Nasreddin Hoca’yı tanımayan yok
17 Mayıs Cumartesi günü saat 10.30’da başlayan 2. seminerde Celal Fedai bu kez de Nasreddin Hoca ve fıkralarını anlatı. Katılımcı öğrencilere Nasreddin Hocayı tanıyıp tanımadıklarını soran Fedai, öğrencilerden ‘Tanıyoruz ama biz de farklı isimlerde tanınıyor’ cevabını aldı. Fedai katılımcı öğrencilere Nasreddin Hoca denilince akıllarına ne geldiğini sorduğunda ise; “komiklik” şeklinde karşılık geldi. Fedai ise, hocanın salt bir komedi unsuru olmadığını Nasreddin Hoca’nın hazırcevap bir kişiliğinin olduğunu ve bunu pragmatist bir yaklaşımla sergilemediği belirtti. Fedai ayrıca Hocanın hazırcevaplığının bir hocanın zihninin işleyiş biçiminden kaynaklandığını kaydetti.

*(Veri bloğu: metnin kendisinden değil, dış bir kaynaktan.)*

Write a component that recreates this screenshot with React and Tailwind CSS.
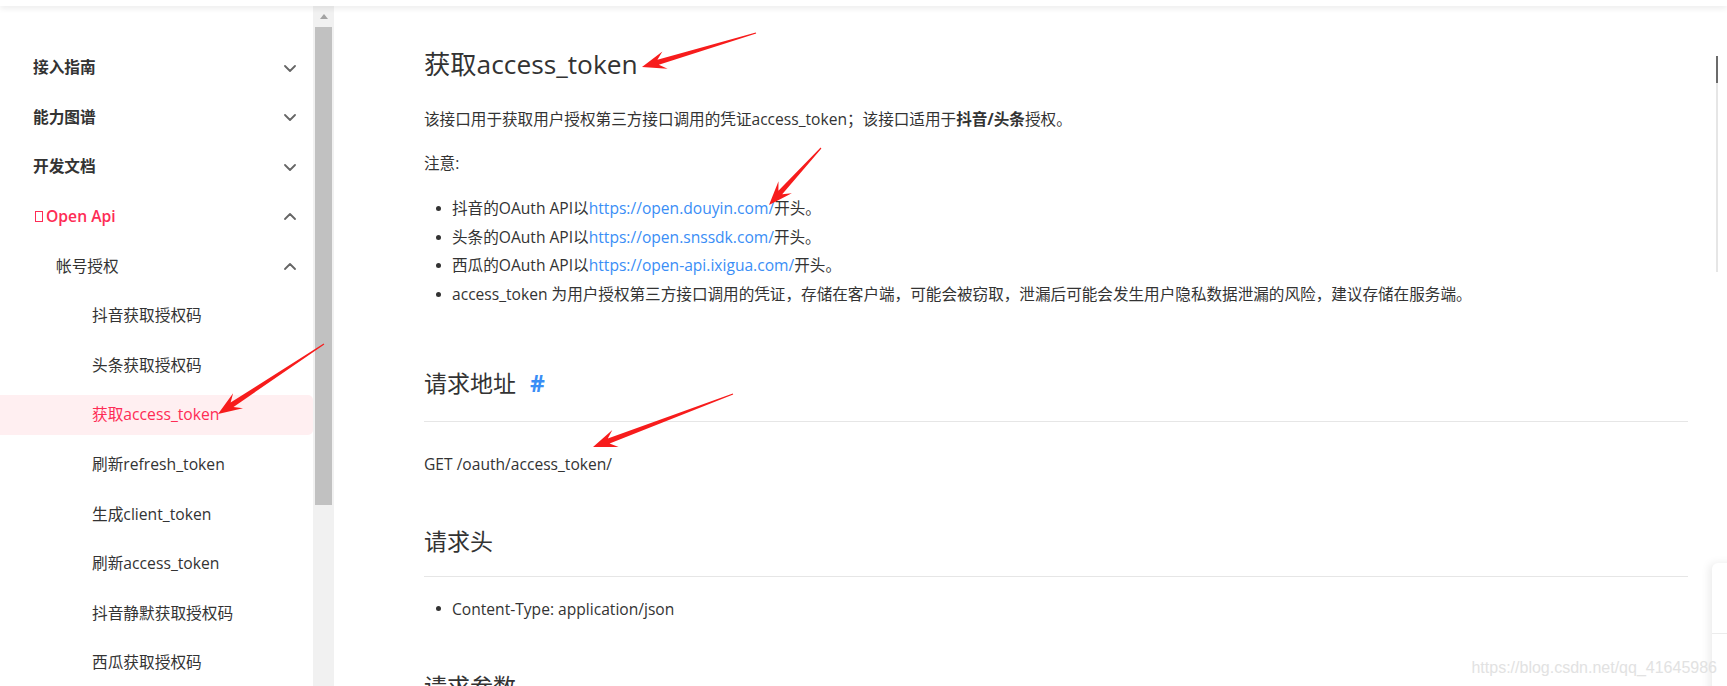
import React from "react";

const arrows = [
  { x1: 756, y1: 33, x2: 642, y2: 67 },
  { x1: 821, y1: 148, x2: 769, y2: 205 },
  { x1: 324, y1: 344, x2: 218, y2: 414 },
  { x1: 733, y1: 394, x2: 593, y2: 447 },
];

function arrowPoints({ x1, y1, x2, y2 }) {
  const H = 24;
  const W = 9;
  const dx = x2 - x1;
  const dy = y2 - y1;
  const L = Math.hypot(dx, dy);
  const ux = dx / L;
  const uy = dy / L;
  const nx = -uy;
  const ny = ux;
  const bx = x2 - ux * H;
  const by = y2 - uy * H;
  const kx = x2 - ux * H * 0.7;
  const ky = y2 - uy * H * 0.7;
  const pts = [
    [x1 + nx * 0.6, y1 + ny * 0.6],
    [kx + nx * 2.6, ky + ny * 2.6],
    [bx + nx * W, by + ny * W],
    [x2, y2],
    [bx - nx * W, by - ny * W],
    [kx - nx * 2.6, ky - ny * 2.6],
    [x1 - nx * 0.6, y1 - ny * 0.6],
  ];
  return pts.map(([a, b]) => `${a.toFixed(1)},${b.toFixed(1)}`).join(" ");
}

function Chevron({ up }) {
  return (
    <svg width="12" height="7" viewBox="0 0 12 7" className="shrink-0">
      <polyline
        points={up ? "1,6 6,1 11,6" : "1,1 6,6 11,1"}
        fill="none"
        stroke="#666"
        strokeWidth="1.8"
        strokeLinecap="round"
        strokeLinejoin="round"
      />
    </svg>
  );
}

function Dot() {
  return <span className="ml-[11.5px] mr-[11.5px] h-[5px] w-[5px] shrink-0 rounded-full bg-[#333]" />;
}

const subItems = [
  "抖音获取授权码",
  "头条获取授权码",
  "获取access_token",
  "刷新refresh_token",
  "生成client_token",
  "刷新access_token",
  "抖音静默获取授权码",
  "西瓜获取授权码",
];

export default function App() {
  return (
    <div className="relative h-[686px] w-[1727px] overflow-hidden bg-white font-['Open_Sans','Noto_Sans_CJK_SC',sans-serif] text-[#333]">
      {/* header remnant */}
      <div className="relative z-10 h-[6px] bg-white shadow-[0_2px_6px_rgba(0,0,0,0.09)]" />

      <div className="flex h-[680px]">
        {/* sidebar */}
        <div className="flex w-[334px] shrink-0">
          <nav className="flex w-[313px] flex-col gap-[9.6px] overflow-hidden pt-[42px] text-[15.7px]">
            {["接入指南", "能力图谱", "开发文档"].map((t) => (
              <div key={t} className="flex h-[40px] shrink-0 items-center justify-between pl-[33px] pr-[17px] font-semibold text-[#333]">
                <span>{t}</span>
                <Chevron />
              </div>
            ))}
            <div className="flex h-[40px] shrink-0 items-center justify-between pl-[35px] pr-[17px] font-semibold text-[#fe2c55]">
              <span className="flex items-center">
                <span className="mr-[3px] inline-block h-[11px] w-[8px] border border-[#fe2c55]" />
                Open Api
              </span>
              <Chevron up />
            </div>
            <div className="flex h-[40px] shrink-0 items-center justify-between pl-[56px] pr-[17px] text-[#333]">
              <span>帐号授权</span>
              <Chevron up />
            </div>
            {subItems.map((t, i) => (
              <div
                key={t}
                className={
                  i === 2
                    ? "flex h-[40px] shrink-0 items-center rounded-r-[5px] bg-[#ffeff1] pl-[92px] text-[#fe2c55]"
                    : "flex h-[40px] shrink-0 items-center pl-[92px] text-[#333]"
                }
              >
                {t}
              </div>
            ))}
          </nav>
          {/* scrollbar */}
          <div className="flex w-[21px] shrink-0 flex-col bg-[#f1f1f1] pl-[2px] pr-[2px]">
            <div className="flex h-[21px] items-center justify-center">
              <div className="h-0 w-0 border-x-[4.5px] border-b-[5px] border-x-transparent border-b-[#a3a3a3]" />
            </div>
            <div className="h-[478px] bg-[#c1c1c1]" />
          </div>
        </div>

        {/* main */}
        <main className="w-[1354px] shrink-0 pl-[90px] text-[15.6px]">
          <h1 className="mt-[40px] text-[26.3px] font-normal leading-[36px] text-[#333]">获取access_token</h1>
          <p className="mt-[23px] leading-[28px]">
            该接口用于获取用户授权第三方接口调用的凭证access_token；该接口适用于<b className="font-bold">抖音/头条</b>授权。
          </p>
          <p className="mt-[16px] leading-[28px]">注意:</p>
          <ul className="mt-[17px] leading-[28.7px]">
            <li className="flex items-center">
              <Dot />
              <span>
                抖音的OAuth API以<span className="text-[#3a8ef6]">https://open.douyin.com/</span>开头。
              </span>
            </li>
            <li className="flex items-center">
              <Dot />
              <span>
                头条的OAuth API以<span className="text-[#3a8ef6]">https://open.snssdk.com/</span>开头。
              </span>
            </li>
            <li className="flex items-center">
              <Dot />
              <span>
                西瓜的OAuth API以<span className="text-[#3a8ef6]">https://open-api.ixigua.com/</span>开头。
              </span>
            </li>
            <li className="flex items-center">
              <Dot />
              <span>
                access_token 为用户授权第三方接口调用的凭证，存储在客户端，可能会被窃取，泄漏后可能会发生用户隐私数据泄漏的风险，建议存储在服务端。
              </span>
            </li>
          </ul>

          <h2 className="mt-[58px] flex items-center border-b border-[#e6e6e6] pb-[22px] text-[23px] font-normal leading-[32px]">
            请求地址
            <span className="ml-[14px] font-bold text-[#3a8ef6]">#</span>
          </h2>
          <p className="mt-[28px] leading-[28px]">GET /oauth/access_token/</p>

          <h2 className="mt-[47px] border-b border-[#e6e6e6] pb-[19px] text-[23px] font-normal leading-[32px]">请求头</h2>
          <ul className="mt-[18px] leading-[28px]">
            <li className="flex items-center">
              <Dot />
              <span>Content-Type: application/json</span>
            </li>
          </ul>

          <h2 className="mt-[47px] text-[23px] font-normal leading-[32px]">请求参数</h2>
        </main>
      </div>

      {/* right toc rail */}
      <div className="absolute left-[1716px] top-[56px] flex h-[216px] w-[2px] flex-col bg-[#e6e6e6]">
        <div className="h-[27px] bg-[#6b6b6b]" />
      </div>

      {/* bottom-right floating card */}
      <div className="absolute left-[1712px] top-[563px] h-[200px] w-[60px] rounded-tl-[6px] bg-white shadow-[-3px_0_8px_rgba(0,0,0,0.08)]">
        <div className="mt-[70px] h-px bg-[#ececec]" />
      </div>

      {/* watermark */}
      <div className="absolute right-[10px] top-[657px] font-['Liberation_Sans',Arial,sans-serif] text-[16px] leading-[22px] text-[#e2e2e2]">
        https://blog.csdn.net/qq_41645986
      </div>

      {/* annotation arrows */}
      <svg className="pointer-events-none absolute left-0 top-0 z-20" width="1727" height="686" viewBox="0 0 1727 686">
        {arrows.map((a, i) => (
          <polygon key={i} points={arrowPoints(a)} fill="#f71c1c" />
        ))}
      </svg>
    </div>
  );
}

Seminerin devamında Nasreddin Hoca fıkralarını bilen öğrencilerden birkaçı birer fıkra anlattı. Katılımcı öğrenciler fıkralarla birlikte gülümseten ve eğlendiren dakikalar yaşadı. Daha sonra konuşmasını sürdüren Fedai, Nasreddin Hoca’nın fıkralarının bizi geçmişten günümüze kadar beslediğini vurgulayarak; “Hoca sadece benliğimizi geliştirecek fıkralar anlatmıyor, aynı zamanda toplumsal yapımızın oluşmasında da katkıda bulunuyor” dedi. Fedai’nin konuşmasının ardından katılımcı öğrencilere Medeniyetin Burçları Derneği Tarafından Nasreddin Hoca kitabı hediye edildi.
“Biz ortak bir medeniyetin çocuklarıyız”
Fedai’nin konuşmasının ardından yine aynı gün saat 12.00’da başlayan bir diğer seminer konuşmasını Prof. Dr. Alaattin Karaca gerçekleştirdi. Karaca, ‘Beşikten Ölüme Türk Gelenekleri’ni anlattığı konuşmasında katılımcı öğrencilere hitaben kültürel olarak birçok benzerliğimizin olduğunu belirterek; “Biz ortak bir medeniyetin çocuklarıyız. Biz ortak coğrafyaların çocuklarıyız. Aynı şeye gülüyor ve ağlıyoruz.” dedi. Bizim 19. yüzyılda koparıldığımızı kaydeden Karaca; “İstanbul, Şam, Buhara, Semerkant hepimizin. Biz vatanımız ortak” şeklinde konuştu. Karaca, seminere slayt gösterimi eşliğinde devam etti. Karaca, bizim geleneğimizde bulunan doğum, sünnet, evlenme v.b. örneklerden yola çıkarak katılımcı öğrencilere ülkelerinde benzer adetlerin olup olmadığını sorduğunda, katılımcı öğrencilerin birçoğunda benzer adetlerin kendi ülkelerinde de uygulandığını söyledi. Seminer, Karaca’nın konuşmasını bitirmesinin ardından soru-cevap şeklinde devam etti.